The Asian country is right to send its army to fight against extremists—but it is only buying timeby Anatol Lieven / July 17, 2014 / Leave a comment
The military offensive this summer against the Pakistani Taliban in their stronghold of North Waziristan demonstrates yet again the resilience of Pakistan’s state and army. The Taliban rebels have been defeated in the field and split internally. But rather than capitalising on this success, Pakistan’s political elites and military leaders appear to be stumbling towards yet another political crisis.
If so, this will be a tragedy, because the example of the fight against the Taliban demonstrates that progress in Pakistan is possible. I was in South Waziristan in April, and witnessed not only the determination of the military to fight against the Pakistani Taliban but also their ability to back up counter-insurgency with successful development that helps the local population.
This shows, in my view, that Pakistan’s government is right in its decision—hugely controversial with the public—to avoid peace negotiations with the Taliban. In Afghanistan, there is no option but to broker a peace deal with them, but in Pakistan the army is having real success in pushing back the local Taliban and quelling their threat to national government.
Nonetheless, that can only buy time for the deep social and economic reforms which Pakistan badly needs. Without these reforms, the nation’s long-term future will not be secure—and despite the election last year of a government with an agenda of economic reform and a strong democratic mandate, reforms are not taking place with the speed and determination necessary.

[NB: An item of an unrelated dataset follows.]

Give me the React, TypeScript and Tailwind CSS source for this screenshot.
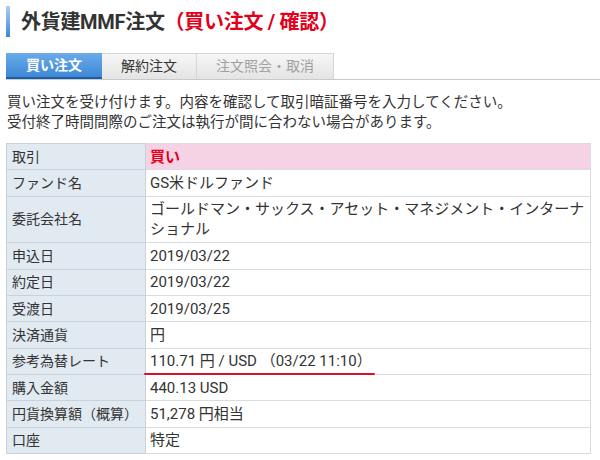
const rows: { label: string; value: React.ReactNode; pink?: boolean }[] = [
  { label: "取引", value: <span className="font-bold text-[#e5001e]">買い</span>, pink: true },
  { label: "ファンド名", value: "GS米ドルファンド" },
  { label: "委託会社名", value: "ゴールドマン・サックス・アセット・マネジメント・インターナショナル" },
  { label: "申込日", value: "2019/03/22" },
  { label: "約定日", value: "2019/03/22" },
  { label: "受渡日", value: "2019/03/25" },
  { label: "決済通貨", value: "円" },
  {
    label: "参考為替レート",
    value: (
      <span className="relative inline-block">
        110.71 円 / USD （03/22 11:10）
        <span className="absolute left-[-6px] right-[-3px] bottom-[-4px] h-[2.5px] rounded-full bg-[#d8102a]" />
      </span>
    ),
  },
  { label: "購入金額", value: "440.13 USD" },
  { label: "円貨換算額（概算）", value: "51,278 円相当" },
  { label: "口座", value: "特定" },
];

const tabs = [
  { name: "買い注文", active: true, w: "w-[96px]" },
  { name: "解約注文", active: false, w: "w-[95px]" },
  { name: "注文照会・取消", active: false, w: "w-[137px]", muted: true },
];

export default function App() {
  return (
    <div
      className="w-[600px] h-[460px] bg-white text-[#333] overflow-hidden"
      style={{ fontFamily: "Roboto, 'Noto Sans CJK JP', sans-serif" }}
    >
      <div className="flex items-center pt-[6px] pl-[6px] h-[37px]">
        <div className="w-[4px] h-[31px] bg-gradient-to-b from-[#a9d0f2] to-[#3f86d6]" />
        <h1 className="ml-[11px] text-[20px] font-bold leading-none tracking-[-0.3px]">
          外貨建MMF注文<span className="text-[#e2001a]">（買い注文 / 確認）</span>
        </h1>
      </div>

      <div className="mt-[16px] ml-[6px] flex border-b border-[#c9c9c9]">
        {tabs.map((t) =>
          t.active ? (
            <div
              key={t.name}
              className={`${t.w} h-[26px] flex items-center justify-center text-[14px] font-bold text-white bg-gradient-to-b from-[#6aaceb] to-[#3d87d5] border-b-2 border-[#1c5ea6]`}
            >
              {t.name}
            </div>
          ) : (
            <div
              key={t.name}
              className={`${t.w} h-[26px] flex items-center justify-center text-[14px] bg-gradient-to-b from-[#f6f6f6] to-[#e4e4e4] border-r border-t border-[#d6d6d6] ${t.muted ? "text-[#a0a0a0]" : "text-[#333]"}`}
            >
              {t.name}
            </div>
          )
        )}
      </div>

      <div className="mt-[13px] ml-[7px] text-[14.5px] leading-[20px]">
        <p>買い注文を受け付けます。内容を確認して取引暗証番号を入力してください。</p>
        <p>受付終了時間間際のご注文は執行が間に合わない場合があります。</p>
      </div>

      <table className="mt-[10px] ml-[6px] w-[585px] table-fixed border-collapse border border-[#c6c9cc] text-[15px] leading-[20px]">
        <colgroup>
          <col className="w-[139px]" />
          <col />
        </colgroup>
        <tbody>
          {rows.map((r) => (
            <tr key={r.label}>
              <td className="bg-[#e2eaf1] border border-[#c9d2db] pl-[5px] pr-0 py-[2.7px] align-middle whitespace-nowrap text-[14px]">
                {r.label}
              </td>
              <td
                className={`border border-[#d9dde1] pl-[4px] pr-[4px] py-[2.7px] align-middle ${r.pink ? "bg-[#f5d3e4]" : "bg-white"}`}
              >
                {r.value}
              </td>
            </tr>
          ))}
        </tbody>
      </table>
    </div>
  );
}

It is important, when discussing Pakistan, not to confuse insurgency and terrorism. Terrorist attacks will continue for the foreseeable future, and some of them—such as the attack on Karachi airport on 8th June, which left 28 dead—will be very serious. The appalling Pakistani death toll from terrorism and counter-terrorist military responses is now approaching 50,000 since the insurgency began in 2004. The terror campaign has helped reduce foreign investment in Pakistan to historic lows. What’s more, Pakistani-based terrorist groups pose a severe threat to Britain, through troubled members of the large Pakistani diaspora in this country. This is a danger that…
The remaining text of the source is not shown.